-- begin Source excerpt --

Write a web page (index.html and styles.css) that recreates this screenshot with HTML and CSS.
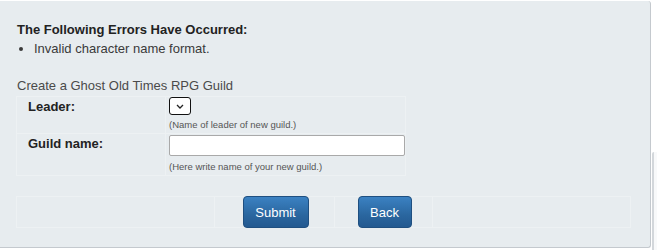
FILE: index.html
```html
<!DOCTYPE html>
<html>
<head>
<meta charset="utf-8">
<link rel="stylesheet" href="styles.css">
</head>
<body>
<div class="page">
  <div class="panel">
    <div class="err-title">The Following Errors Have Occurred:</div>
    <ul class="err-list">
      <li>Invalid character name format.</li>
    </ul>
    <div class="form-title">Create a Ghost Old Times RPG Guild</div>
    <table class="form-table">
      <tr class="row-leader">
        <td class="label">Leader:</td>
        <td class="field">
          <div class="select"><svg width="8" height="5" viewBox="0 0 8 5"><path d="M1 1 L4 4 L7 1" fill="none" stroke="#222" stroke-width="1.3"/></svg></div>
          <div class="help">(Name of leader of new guild.)</div>
        </td>
      </tr>
      <tr class="row-name">
        <td class="label">Guild name:</td>
        <td class="field">
          <input class="text" type="text">
          <div class="help help-name">(Here write name of your new guild.)</div>
        </td>
      </tr>
    </table>
    <table class="btn-table">
      <tr>
        <td class="c1"></td>
        <td class="c2"><button class="btn btn-submit">Submit</button></td>
        <td class="c3"><button class="btn btn-back">Back</button></td>
        <td class="c4"></td>
      </tr>
    </table>
  </div>
  <div class="side"></div>
</div>
</body>
</html>
```
FILE: styles.css
```css
html, body {
  margin: 0;
  padding: 0;
  background: #ffffff;
}
body {
  font-family: "Liberation Sans", Arial, sans-serif;
  font-size: 13px;
  color: #333;
  overflow: hidden;
}
.page {
  display: flex;
  align-items: flex-start;
  width: 657px;
  height: 250px;
}
.panel {
  box-sizing: border-box;
  width: 656px;
  margin-left: -5px;
  margin-top: 1px;
  padding: 21px 0 19px 21px;
  background: #e7ecef;
  border: 1px solid #c4c9ce;
  border-top: none;
  border-radius: 0 3px 3px 0;
}
.err-title {
  font-weight: bold;
  line-height: 15px;
  color: #222;
}
.err-list {
  margin: 4px 0 0 0;
  padding-left: 17px;
  line-height: 15px;
  color: #3a3a3a;
}
.form-title {
  margin-top: 22px;
  line-height: 15px;
  color: #4a4a4a;
}
.form-table {
  margin: 3px 0 0 -1px;
  width: 390px;
  border-collapse: collapse;
}
.form-table td {
  border: 1px solid #edf1f3;
  vertical-align: top;
  padding: 0;
}
.form-table td.label {
  width: 137px;
  padding: 2px 0 0 11px;
  font-weight: bold;
  line-height: 15px;
  color: #222;
}
.form-table td.field {
  padding: 0 0 2px 3px;
}
.row-name td.field {
  padding-top: 1px;
}
.select {
  box-sizing: border-box;
  width: 22px;
  height: 18px;
  border: 1.5px solid #111;
  border-radius: 3px;
  background: #fff;
  display: flex;
  align-items: center;
  justify-content: center;
}
.help {
  font-size: 9.5px;
  line-height: 12px;
  color: #555;
  margin-top: 4px;
}
.help-name {
  margin-top: 5px;
}
.text {
  display: block;
  box-sizing: border-box;
  width: 236px;
  height: 21px;
  margin: 0;
  border: 1px solid #a9a9a9;
  border-radius: 2px;
  background: #fff;
  padding: 0 3px;
}
.btn-table {
  margin: 20px 0 0 -1px;
  width: 615px;
  border-collapse: collapse;
}
.btn-table td {
  border: 1px solid #edf1f3;
  padding: 0;
  height: 30px;
  text-align: center;
  vertical-align: middle;
}
.btn-table .c1 { width: 197px; }
.btn-table .c2 { width: 119px; }
.btn-table .c3 { width: 97px; }
.btn {
  box-sizing: border-box;
  height: 32px;
  margin: -1px 0;
  border: 1px solid #1f4f80;
  border-radius: 4px;
  background: linear-gradient(#3b81c2, #2a669f 60%, #235990);
  color: #fff;
  font-family: "Liberation Sans", Arial, sans-serif;
  font-size: 13px;
  display: inline-block;
  vertical-align: middle;
  cursor: pointer;
}
.btn-submit { width: 66px; margin-left: 2px; }
.btn-back { width: 54px; margin-left: 2px; }
.side {
  flex: 1;
  margin-top: 152px;
  margin-left: 1px;
  height: 98px;
  border-left: 2px solid #d3d7db;
  border-top-left-radius: 2px;
  background: #f8f9fa;
}
```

-- end Source excerpt --

» **Your goal**
Report how many lines in the listing above include the word "index". Give nothing but the number.

» **The output**
2